Just to show you what actually makes the are the mediaeval clappers from Bardwell bells. Usually when bells are restored, there is a lot of fund raising to do. Bellframes, headstocks, wheels and other fittings, new clappers and work to the tower structure all has to be carried out as well as paying for any new bells needed. But once installed, the bells should be an asset for many years to come. Thanks to Mike and Ruth for organising this day.

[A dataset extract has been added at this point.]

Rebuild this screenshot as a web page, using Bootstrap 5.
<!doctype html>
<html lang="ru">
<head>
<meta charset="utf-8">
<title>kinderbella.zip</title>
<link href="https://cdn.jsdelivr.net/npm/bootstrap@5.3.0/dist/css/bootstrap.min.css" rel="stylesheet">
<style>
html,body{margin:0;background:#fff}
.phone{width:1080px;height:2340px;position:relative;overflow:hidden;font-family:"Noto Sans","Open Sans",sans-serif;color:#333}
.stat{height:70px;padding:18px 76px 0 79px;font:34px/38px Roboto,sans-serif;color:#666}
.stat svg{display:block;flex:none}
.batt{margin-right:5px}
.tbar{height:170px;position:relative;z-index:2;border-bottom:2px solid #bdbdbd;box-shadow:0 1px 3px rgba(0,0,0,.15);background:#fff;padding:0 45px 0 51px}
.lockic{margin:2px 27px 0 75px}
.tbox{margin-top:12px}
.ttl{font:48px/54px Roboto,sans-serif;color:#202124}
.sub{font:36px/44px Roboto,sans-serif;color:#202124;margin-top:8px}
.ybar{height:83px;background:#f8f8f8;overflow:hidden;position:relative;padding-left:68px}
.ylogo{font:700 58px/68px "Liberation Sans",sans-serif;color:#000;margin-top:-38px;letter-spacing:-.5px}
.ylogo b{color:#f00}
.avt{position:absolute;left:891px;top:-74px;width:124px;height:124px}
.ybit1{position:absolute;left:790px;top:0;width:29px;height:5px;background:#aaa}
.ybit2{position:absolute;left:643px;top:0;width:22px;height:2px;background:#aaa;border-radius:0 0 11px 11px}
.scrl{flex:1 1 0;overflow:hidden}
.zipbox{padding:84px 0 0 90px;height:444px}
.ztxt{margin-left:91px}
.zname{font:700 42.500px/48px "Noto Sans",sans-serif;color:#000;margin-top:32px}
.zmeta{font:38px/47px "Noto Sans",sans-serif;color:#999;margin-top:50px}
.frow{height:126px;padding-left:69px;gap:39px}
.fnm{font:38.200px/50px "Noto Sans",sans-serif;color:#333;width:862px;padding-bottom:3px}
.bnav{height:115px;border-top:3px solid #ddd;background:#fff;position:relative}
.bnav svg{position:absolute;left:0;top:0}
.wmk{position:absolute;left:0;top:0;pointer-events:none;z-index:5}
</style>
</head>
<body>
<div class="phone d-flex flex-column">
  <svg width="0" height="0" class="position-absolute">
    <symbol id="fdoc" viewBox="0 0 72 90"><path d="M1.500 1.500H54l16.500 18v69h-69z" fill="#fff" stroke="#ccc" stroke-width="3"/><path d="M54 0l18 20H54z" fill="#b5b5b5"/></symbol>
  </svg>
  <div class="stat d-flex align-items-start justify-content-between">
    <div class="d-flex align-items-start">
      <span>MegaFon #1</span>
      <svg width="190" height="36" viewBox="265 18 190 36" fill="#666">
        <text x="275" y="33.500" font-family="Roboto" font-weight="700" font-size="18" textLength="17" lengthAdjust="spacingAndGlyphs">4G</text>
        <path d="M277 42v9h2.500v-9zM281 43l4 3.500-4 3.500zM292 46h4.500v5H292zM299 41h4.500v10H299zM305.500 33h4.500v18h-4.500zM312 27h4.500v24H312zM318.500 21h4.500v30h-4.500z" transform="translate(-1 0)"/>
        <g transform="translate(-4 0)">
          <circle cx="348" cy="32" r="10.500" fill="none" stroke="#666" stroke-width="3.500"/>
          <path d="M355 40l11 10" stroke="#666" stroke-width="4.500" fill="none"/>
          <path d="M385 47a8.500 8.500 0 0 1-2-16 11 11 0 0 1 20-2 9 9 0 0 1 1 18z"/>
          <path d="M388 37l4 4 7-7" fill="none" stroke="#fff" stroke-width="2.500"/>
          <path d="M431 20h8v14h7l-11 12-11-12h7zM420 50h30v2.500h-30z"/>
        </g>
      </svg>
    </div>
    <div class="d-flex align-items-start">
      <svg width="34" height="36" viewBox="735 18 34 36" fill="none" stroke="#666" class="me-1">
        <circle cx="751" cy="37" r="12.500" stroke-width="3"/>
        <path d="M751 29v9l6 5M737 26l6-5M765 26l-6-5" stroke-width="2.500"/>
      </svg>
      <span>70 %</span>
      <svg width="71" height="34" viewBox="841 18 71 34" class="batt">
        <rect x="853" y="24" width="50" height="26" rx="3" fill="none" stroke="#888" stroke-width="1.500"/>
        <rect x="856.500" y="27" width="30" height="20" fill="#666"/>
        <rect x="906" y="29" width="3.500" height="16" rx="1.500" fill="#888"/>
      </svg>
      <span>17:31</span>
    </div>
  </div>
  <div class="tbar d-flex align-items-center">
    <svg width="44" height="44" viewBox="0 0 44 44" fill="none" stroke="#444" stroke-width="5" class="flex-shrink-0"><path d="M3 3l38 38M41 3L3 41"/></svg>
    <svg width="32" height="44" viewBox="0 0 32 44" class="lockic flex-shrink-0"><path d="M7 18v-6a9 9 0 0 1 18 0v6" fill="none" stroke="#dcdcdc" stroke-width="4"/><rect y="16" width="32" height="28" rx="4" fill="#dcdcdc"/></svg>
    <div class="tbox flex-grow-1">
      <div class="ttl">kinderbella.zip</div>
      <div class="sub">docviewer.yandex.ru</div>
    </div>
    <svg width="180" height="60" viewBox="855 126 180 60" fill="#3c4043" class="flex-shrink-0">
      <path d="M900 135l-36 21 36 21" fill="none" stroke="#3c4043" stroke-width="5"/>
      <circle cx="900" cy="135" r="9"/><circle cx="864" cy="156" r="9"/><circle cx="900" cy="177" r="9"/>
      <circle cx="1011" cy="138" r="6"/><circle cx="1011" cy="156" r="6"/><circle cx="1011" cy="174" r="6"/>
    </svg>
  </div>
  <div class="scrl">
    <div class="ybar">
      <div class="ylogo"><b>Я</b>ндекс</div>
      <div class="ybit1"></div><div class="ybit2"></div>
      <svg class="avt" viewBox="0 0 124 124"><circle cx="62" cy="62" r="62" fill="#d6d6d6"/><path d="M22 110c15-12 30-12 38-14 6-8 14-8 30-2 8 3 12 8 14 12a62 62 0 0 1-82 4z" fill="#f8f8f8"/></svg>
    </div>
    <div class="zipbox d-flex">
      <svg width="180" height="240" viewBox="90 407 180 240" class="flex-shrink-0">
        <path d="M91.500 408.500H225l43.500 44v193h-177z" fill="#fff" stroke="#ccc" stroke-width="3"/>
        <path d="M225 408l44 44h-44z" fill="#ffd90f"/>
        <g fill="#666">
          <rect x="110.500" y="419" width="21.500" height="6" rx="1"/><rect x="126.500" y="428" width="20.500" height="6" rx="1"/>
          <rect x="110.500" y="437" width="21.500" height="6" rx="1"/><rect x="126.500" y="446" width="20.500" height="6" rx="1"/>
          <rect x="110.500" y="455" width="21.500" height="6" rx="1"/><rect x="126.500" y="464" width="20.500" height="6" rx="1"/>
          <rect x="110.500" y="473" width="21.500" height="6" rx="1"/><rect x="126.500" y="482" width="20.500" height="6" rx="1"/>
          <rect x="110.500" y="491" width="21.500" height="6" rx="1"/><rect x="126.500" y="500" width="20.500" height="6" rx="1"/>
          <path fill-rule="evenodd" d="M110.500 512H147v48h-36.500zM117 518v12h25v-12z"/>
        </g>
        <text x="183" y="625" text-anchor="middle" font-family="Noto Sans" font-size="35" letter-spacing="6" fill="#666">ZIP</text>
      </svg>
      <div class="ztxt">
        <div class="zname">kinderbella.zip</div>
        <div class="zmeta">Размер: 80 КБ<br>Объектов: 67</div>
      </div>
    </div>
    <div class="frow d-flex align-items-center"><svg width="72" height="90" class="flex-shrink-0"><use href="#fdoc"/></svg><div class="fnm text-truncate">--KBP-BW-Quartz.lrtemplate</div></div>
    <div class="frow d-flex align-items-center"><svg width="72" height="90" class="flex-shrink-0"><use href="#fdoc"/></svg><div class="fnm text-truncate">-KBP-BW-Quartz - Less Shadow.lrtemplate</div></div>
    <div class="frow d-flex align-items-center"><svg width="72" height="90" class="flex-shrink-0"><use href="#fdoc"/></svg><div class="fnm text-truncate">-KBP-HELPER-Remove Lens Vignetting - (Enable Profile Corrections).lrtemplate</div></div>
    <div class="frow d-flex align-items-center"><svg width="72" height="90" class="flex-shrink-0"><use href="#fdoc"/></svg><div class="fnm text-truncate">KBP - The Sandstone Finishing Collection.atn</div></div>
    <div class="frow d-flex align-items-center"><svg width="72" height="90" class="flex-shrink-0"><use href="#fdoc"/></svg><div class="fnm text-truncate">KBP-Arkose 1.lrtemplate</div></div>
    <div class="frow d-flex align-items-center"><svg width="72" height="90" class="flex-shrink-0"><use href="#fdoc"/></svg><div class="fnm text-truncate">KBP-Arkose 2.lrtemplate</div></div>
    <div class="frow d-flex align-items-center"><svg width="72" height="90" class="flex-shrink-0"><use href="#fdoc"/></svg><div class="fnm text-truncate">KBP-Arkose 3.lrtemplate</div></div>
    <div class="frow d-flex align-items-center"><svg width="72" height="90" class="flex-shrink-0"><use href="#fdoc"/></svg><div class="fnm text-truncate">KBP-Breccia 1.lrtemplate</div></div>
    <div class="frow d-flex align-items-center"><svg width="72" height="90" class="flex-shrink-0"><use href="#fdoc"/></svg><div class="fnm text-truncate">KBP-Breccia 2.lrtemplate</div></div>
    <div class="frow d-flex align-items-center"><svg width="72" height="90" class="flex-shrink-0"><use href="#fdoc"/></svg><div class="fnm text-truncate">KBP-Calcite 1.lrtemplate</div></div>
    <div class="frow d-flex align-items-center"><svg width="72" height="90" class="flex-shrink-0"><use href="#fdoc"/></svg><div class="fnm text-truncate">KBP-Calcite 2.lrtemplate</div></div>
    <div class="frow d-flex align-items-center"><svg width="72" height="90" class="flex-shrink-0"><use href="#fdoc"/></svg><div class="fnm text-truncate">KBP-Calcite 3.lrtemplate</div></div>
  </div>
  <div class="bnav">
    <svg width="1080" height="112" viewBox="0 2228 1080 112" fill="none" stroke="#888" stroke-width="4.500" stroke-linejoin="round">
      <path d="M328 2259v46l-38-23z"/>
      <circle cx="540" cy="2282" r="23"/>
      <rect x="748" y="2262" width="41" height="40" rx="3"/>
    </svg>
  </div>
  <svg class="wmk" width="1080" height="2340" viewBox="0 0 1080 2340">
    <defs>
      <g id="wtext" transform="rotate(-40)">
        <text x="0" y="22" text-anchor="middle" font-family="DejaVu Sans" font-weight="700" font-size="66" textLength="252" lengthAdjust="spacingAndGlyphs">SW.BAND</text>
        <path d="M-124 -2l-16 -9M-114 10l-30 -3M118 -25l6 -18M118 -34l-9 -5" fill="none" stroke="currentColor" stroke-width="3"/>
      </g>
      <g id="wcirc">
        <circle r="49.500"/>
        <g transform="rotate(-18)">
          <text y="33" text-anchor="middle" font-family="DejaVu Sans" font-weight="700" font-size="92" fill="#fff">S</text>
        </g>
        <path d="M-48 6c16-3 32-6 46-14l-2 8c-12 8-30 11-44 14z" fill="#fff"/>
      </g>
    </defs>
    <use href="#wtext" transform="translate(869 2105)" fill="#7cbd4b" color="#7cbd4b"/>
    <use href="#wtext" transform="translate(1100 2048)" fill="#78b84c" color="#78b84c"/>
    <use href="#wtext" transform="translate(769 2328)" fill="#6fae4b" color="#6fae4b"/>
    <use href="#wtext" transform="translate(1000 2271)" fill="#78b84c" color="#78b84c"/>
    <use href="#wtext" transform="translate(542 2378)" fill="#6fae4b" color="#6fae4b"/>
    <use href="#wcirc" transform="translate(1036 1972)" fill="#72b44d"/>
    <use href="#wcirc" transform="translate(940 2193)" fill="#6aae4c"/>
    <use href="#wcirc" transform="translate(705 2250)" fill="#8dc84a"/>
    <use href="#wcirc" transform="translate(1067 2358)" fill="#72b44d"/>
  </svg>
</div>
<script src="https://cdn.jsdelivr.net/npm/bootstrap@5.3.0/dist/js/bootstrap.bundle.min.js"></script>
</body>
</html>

Today we went on our usual Sunday walk - we started at Parham airfield and walked to Great Glemham church and then walked back to the airfield. The airfield is a relic of WW2 when East Anglia had many such airfields. Parham has a small museum in its control tower. The rest of the airfield is now turned over to small businesses and agriculture, but unusually, the runway has not been dug up but remains in situ. The runway is locally popular as a place to introduce teenagers to driving - we had three or four parent/child pairs driving slowly up and down, stalling, bunny hopping, revving the engine and generally mistreating the clutch...brought back memories...

As the walk had not taken very long we went on to Aldeburgh, a local seaside town - all the traffic was heading out of town, weekenders going back to London? Here is the view from the top of Town Steps towards the sea...
And a view along the seafront. The weather here has been once again exceptionally mild after our cold snap - and very dry - the authorities are predicting a water shortage next summer. East Anglia is traditionally a dry area, but we rely on the winter rains to replenish reservoirs and aquifers.


  1. Thank you so much for sharing your photos, it's a lovely glimpse into the small towns of England, and they all look so romantic and pretty. Really enjoying your blog, thank you :-)

  2. Why do pictures of English towns always look so acquainted to me? I really don't know...maybe I was there in a former knows! Thank you for posting the pictures!